Furthermore, ordinary REIT dividends generally are not eligible for the reduced withholding tax rate of five percent (or zero, in some cases) available under many income tax treaties with respect to dividends paid by U.S. real property holding companies. Instead these dividends generally are subject to a 15 percent withholding tax (or zero, if paid to a pension fund) under most U.S. income tax treaties.  

Dispositions of REIT Shares   

Under Section 897(h)(2), gain recognized by a foreign person on the disposition of shares in a “domestically controlled” REIT will be completely exempt from U.S. federal income tax.  For this purpose, a domestically controlled REIT is any REIT in which at all times during the last five years (or shorter period, if the REIT was not in existence for at least five years) less than 50 percent of the value of the REIT shares were owned directly or indirectly by foreign persons. (See PLR 200923001 for an interesting ruling involving a domestically-controlled REIT that appeared to be more than 50 percent owned indirectly by foreign persons).

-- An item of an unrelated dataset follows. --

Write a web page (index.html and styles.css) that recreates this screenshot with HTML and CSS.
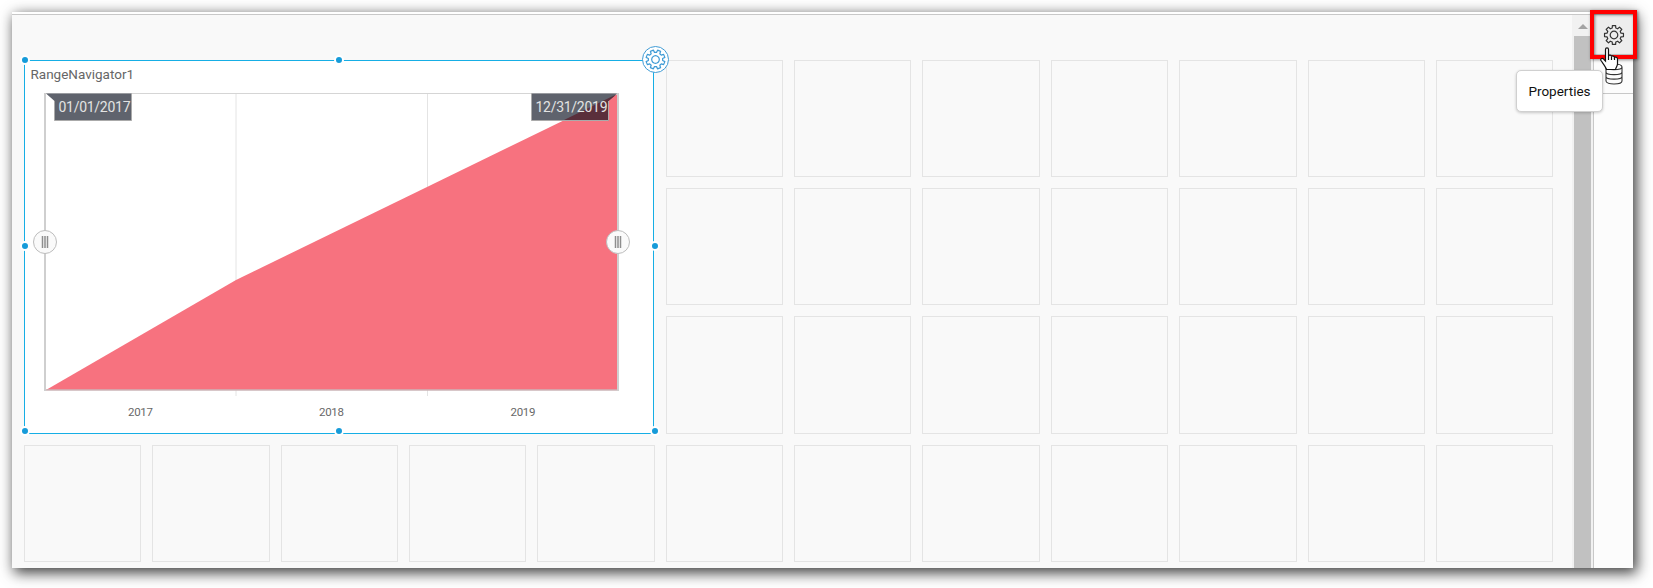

This treatment should be contrasted to the general rule that requires gain to be recognized when a foreign person sells shares in a “domestically controlled” U.S. real property holding company that is not a REIT.


As noted above, the definition of real property under the proposed REIT regulations cannot be relied on for other purposes of the Code, including the FIRPTA provisions. Despite this disparate treatment, foreign taxpayers clearly will be affected by these regulations, as well as any private letter ruling issued by the IRS in which it treats assets that generally are not considered to be real property as real property for purposes of determining whether an entity qualifies as a REIT.

DISCLAIMER: Because of the generality of this update, the information provided herein may not be applicable in all situations and should not be acted upon without specific legal advice based on particular situations.